Traffic congestion banked up in Melbourne along a tram line

Congestion in Melbourne: is it time to consider congestion charging?

Australians love their cars but hate congestion. Most commuters in Melbourne drive to work, and one of the big conversation topics is how clogged the roads have become. Melbourne’s population has grown by 25 per cent in a decade, so it’s no wonder it feels more crowded.

The city has adapted pretty well to the population explosion, according to a recent Grattan report, Stuck in Traffic. Most people who commute by car to work only take five minutes longer than they would if they were travelling in the middle of the night. This is because most people live in a suburb close to where they work.

But some parts of the city are much worse than others, and delays can be acute. People driving into the city in the morning peak can experience long delays, particularly coming in from Doncaster, Heidelberg, Kew and other north-eastern suburbs.

And the future prospects could be much worse, if our population keeps growing, can we keep on doing more of the same?

In this Policy Pitch event, a panel of transport and infrastructure experts explored:

  • How bad is congestion across Melbourne?
  • At what point should we consider new strategies to manage congestion, including congestion pricing?
  • If a government were to introduce congestion charging, what principles should guide the scheme?
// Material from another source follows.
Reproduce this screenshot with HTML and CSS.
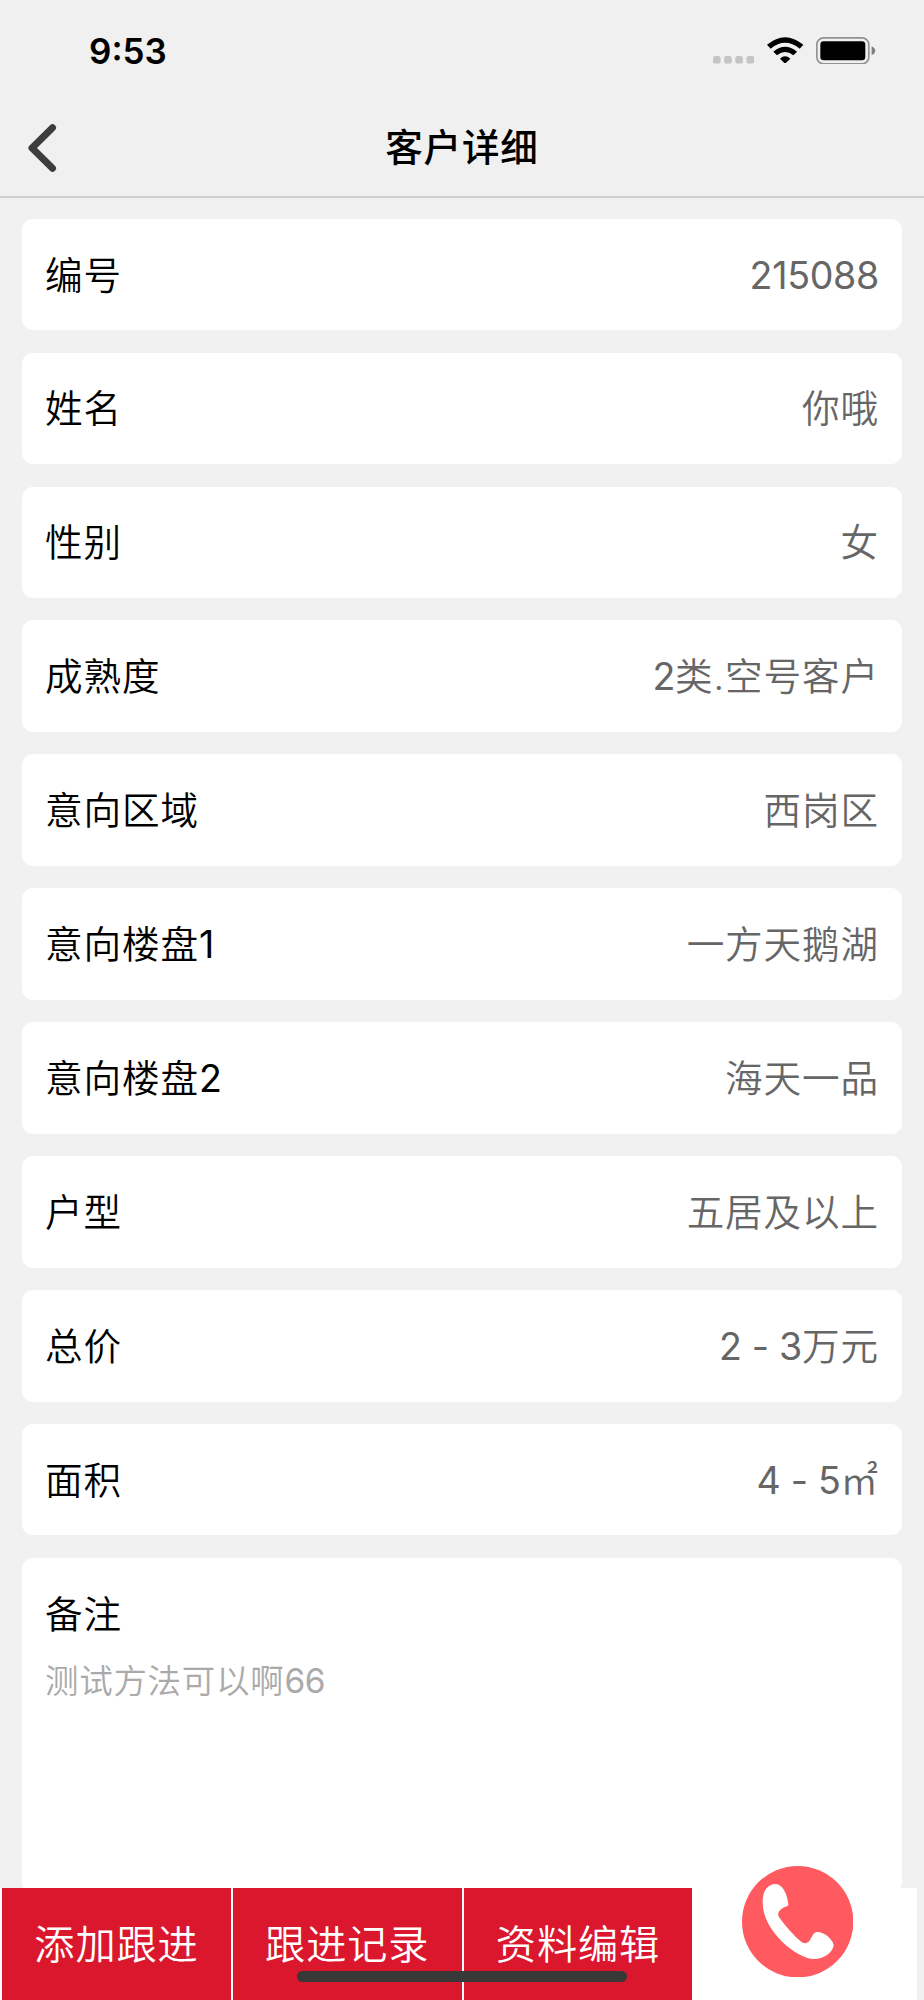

Helen Rowe is the Head of Innovation and Strategy at CoDesign Studio. She has over 15 years experience in urban and transport planning, policy and engagement, gained through senior positions with the Victorian State Government in transport, as well as in consulting and research roles. She is passionate about exploring new ideas to drive innovation in our cities and is currently generating more participatory process to create great streets at CoDesign and is also working at RMIT supporting new research on car parking reform.


Catherine Rooney is the Chief Economic and Commercial Adviser at Infrastructure Victoria. Prior to beginning her role with Infrastructure Victoria in May 2017, Catherine was Executive Director, System Reform at the Department of Economic Development, Transport, Jobs and Resources and before that spent a number of years as Assistant Director at the Department of Treasury and Finance. Catherine has extensive experience in Victoria’s public sector as well as the private, having spent a decade working for The Allen Consulting Group

Dr Elliot Fishman heads the Institute for Sensible Transport. He completed his PhD at the Centre for Accident Research and Road Safety and his Post Doc at Utrecht University in the Netherlands. He has advised the Australian Prime Minister’s Office on sustainable mobility, as well as the New York City Department of Transport, Transport for London and the OECD. In 2016 he completed two landmark reports for the City of Melbourne and City of Adelaide on disruptive transport technology and the implications for local government.

Marion Terrill is Transport Program Director at the Grattan Institute. Marion came to the Grattan Institute three years ago to establish its Transport Program, from a career in government that ranges from authoring parts of the 2010 Henry Tax Review to leading the design and development of the MyGov account. She has provided expert analysis and advice on labour market policy for the Commonwealth Government, the Business Council of Australia and at the Australian National University. She has published on government infrastructure investment, cost overruns, value capture, congestion and, shortly, discount rates.